-- start Given data --
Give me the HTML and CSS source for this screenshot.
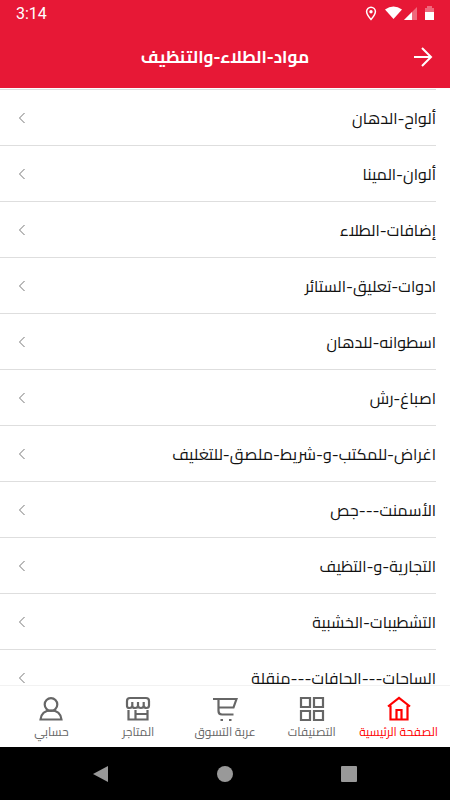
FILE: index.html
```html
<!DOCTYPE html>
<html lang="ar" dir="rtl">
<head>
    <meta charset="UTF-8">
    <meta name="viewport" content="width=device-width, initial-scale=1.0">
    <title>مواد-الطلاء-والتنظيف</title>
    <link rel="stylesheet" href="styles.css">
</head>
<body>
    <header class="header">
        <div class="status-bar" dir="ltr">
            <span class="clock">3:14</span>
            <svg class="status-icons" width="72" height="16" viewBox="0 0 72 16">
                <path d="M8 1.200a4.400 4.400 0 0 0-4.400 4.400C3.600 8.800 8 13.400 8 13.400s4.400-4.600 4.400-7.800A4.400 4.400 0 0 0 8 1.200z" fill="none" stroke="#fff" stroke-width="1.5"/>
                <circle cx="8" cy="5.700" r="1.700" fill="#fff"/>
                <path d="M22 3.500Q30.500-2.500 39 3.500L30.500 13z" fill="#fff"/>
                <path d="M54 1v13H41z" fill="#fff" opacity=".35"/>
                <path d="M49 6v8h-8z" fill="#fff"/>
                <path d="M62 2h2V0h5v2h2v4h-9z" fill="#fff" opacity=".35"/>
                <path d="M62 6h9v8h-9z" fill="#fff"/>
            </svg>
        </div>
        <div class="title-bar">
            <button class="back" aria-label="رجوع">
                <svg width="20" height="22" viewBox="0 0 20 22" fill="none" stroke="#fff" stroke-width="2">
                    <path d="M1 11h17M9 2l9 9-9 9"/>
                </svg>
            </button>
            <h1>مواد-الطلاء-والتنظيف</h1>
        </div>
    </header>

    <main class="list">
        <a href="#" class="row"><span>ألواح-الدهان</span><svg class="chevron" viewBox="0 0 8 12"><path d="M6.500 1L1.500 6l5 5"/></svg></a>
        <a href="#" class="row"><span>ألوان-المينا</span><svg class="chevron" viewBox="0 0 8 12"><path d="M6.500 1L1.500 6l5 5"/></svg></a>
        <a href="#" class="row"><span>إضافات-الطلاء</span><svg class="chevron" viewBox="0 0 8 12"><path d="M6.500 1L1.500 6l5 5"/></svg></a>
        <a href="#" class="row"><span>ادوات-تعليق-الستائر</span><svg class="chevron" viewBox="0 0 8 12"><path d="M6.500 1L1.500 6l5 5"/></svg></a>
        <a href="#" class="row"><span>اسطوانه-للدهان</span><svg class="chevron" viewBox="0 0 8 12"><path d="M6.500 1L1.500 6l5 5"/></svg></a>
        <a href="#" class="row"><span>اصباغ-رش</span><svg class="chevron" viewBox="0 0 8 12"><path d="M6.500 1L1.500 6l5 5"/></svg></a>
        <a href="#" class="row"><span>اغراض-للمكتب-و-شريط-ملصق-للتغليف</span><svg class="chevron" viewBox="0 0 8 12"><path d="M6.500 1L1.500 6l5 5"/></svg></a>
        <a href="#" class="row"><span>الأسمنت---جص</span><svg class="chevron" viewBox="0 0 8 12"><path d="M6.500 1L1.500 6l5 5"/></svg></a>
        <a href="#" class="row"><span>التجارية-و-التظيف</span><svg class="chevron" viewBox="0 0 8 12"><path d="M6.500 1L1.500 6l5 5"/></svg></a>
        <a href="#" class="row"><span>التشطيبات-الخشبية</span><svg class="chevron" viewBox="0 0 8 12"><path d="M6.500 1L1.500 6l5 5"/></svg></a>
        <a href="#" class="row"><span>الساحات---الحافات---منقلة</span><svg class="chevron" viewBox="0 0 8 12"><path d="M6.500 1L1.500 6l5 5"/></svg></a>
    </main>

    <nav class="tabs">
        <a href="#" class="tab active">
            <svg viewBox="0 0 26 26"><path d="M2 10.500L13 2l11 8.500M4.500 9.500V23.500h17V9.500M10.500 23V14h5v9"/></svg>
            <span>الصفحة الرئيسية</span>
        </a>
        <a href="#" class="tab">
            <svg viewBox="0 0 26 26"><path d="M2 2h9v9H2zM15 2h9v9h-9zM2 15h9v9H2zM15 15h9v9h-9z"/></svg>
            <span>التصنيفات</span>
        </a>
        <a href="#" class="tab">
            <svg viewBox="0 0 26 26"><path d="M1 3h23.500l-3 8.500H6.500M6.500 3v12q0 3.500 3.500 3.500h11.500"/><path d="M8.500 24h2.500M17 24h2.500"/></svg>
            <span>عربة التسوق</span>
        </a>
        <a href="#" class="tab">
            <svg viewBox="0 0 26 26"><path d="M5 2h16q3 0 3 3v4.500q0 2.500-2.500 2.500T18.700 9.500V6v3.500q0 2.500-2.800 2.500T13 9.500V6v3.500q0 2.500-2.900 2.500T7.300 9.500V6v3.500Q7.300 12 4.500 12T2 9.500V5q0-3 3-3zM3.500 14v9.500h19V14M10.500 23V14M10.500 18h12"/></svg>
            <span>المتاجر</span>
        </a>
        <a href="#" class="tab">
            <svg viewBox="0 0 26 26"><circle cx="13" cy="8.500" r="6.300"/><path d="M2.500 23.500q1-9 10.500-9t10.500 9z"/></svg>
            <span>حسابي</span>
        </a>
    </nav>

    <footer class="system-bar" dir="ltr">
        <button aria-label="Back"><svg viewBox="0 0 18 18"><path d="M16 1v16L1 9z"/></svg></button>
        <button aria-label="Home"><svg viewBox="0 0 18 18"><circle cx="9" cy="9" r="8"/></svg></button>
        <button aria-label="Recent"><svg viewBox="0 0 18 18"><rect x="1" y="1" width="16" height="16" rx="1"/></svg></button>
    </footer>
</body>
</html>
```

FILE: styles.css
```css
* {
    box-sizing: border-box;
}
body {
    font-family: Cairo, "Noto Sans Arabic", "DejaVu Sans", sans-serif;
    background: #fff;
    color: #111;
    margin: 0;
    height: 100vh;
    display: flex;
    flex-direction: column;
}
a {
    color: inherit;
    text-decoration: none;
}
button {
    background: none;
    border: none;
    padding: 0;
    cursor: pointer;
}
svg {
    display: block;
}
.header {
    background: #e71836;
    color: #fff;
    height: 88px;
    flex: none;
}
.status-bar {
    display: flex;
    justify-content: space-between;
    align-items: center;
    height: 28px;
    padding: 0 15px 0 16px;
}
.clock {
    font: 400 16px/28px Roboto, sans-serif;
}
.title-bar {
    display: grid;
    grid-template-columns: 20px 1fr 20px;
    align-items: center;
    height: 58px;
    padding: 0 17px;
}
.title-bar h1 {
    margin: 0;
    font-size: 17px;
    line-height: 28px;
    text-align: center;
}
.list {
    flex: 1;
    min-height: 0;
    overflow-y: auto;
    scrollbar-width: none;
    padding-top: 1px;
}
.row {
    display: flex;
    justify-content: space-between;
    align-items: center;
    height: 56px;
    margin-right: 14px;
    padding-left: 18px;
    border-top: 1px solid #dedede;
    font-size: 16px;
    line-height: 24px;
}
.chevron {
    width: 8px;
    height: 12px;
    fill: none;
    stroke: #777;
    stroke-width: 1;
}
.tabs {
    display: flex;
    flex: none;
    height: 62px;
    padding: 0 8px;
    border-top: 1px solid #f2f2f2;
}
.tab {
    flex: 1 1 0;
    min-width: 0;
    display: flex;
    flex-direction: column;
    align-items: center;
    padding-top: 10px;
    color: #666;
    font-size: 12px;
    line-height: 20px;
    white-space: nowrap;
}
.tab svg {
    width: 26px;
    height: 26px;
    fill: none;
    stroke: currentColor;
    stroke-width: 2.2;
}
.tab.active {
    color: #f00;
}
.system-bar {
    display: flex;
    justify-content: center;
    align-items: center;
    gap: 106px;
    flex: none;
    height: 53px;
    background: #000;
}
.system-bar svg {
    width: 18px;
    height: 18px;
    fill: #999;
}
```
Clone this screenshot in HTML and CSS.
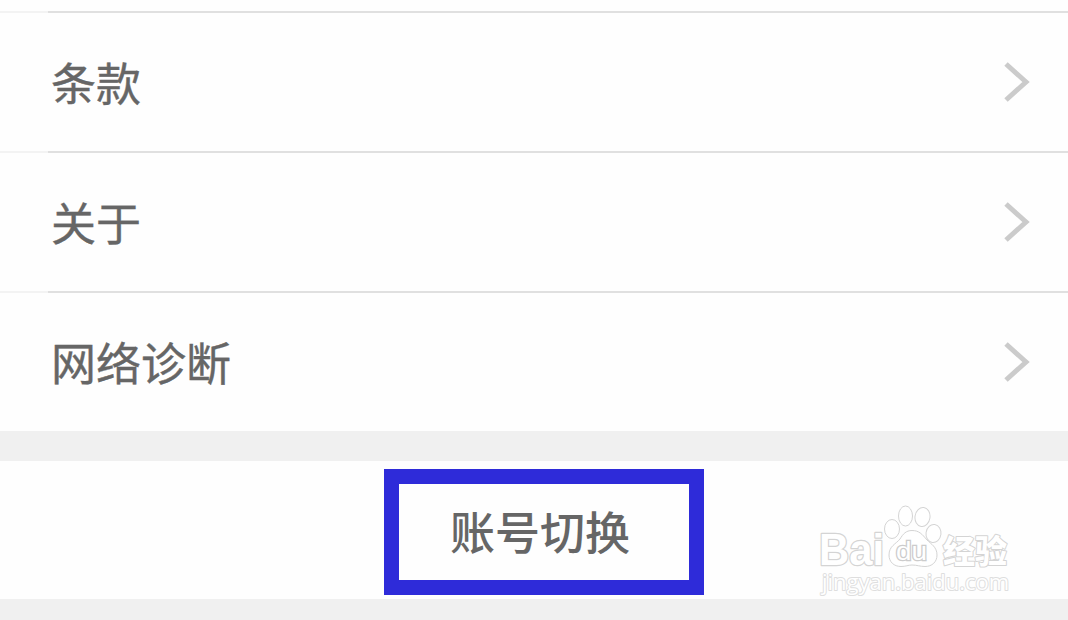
-- end Given data --
Copy every line of the listing where the word "screenshot" appears.

Give me the HTML and CSS source for this screenshot.
Clone this screenshot in HTML and CSS.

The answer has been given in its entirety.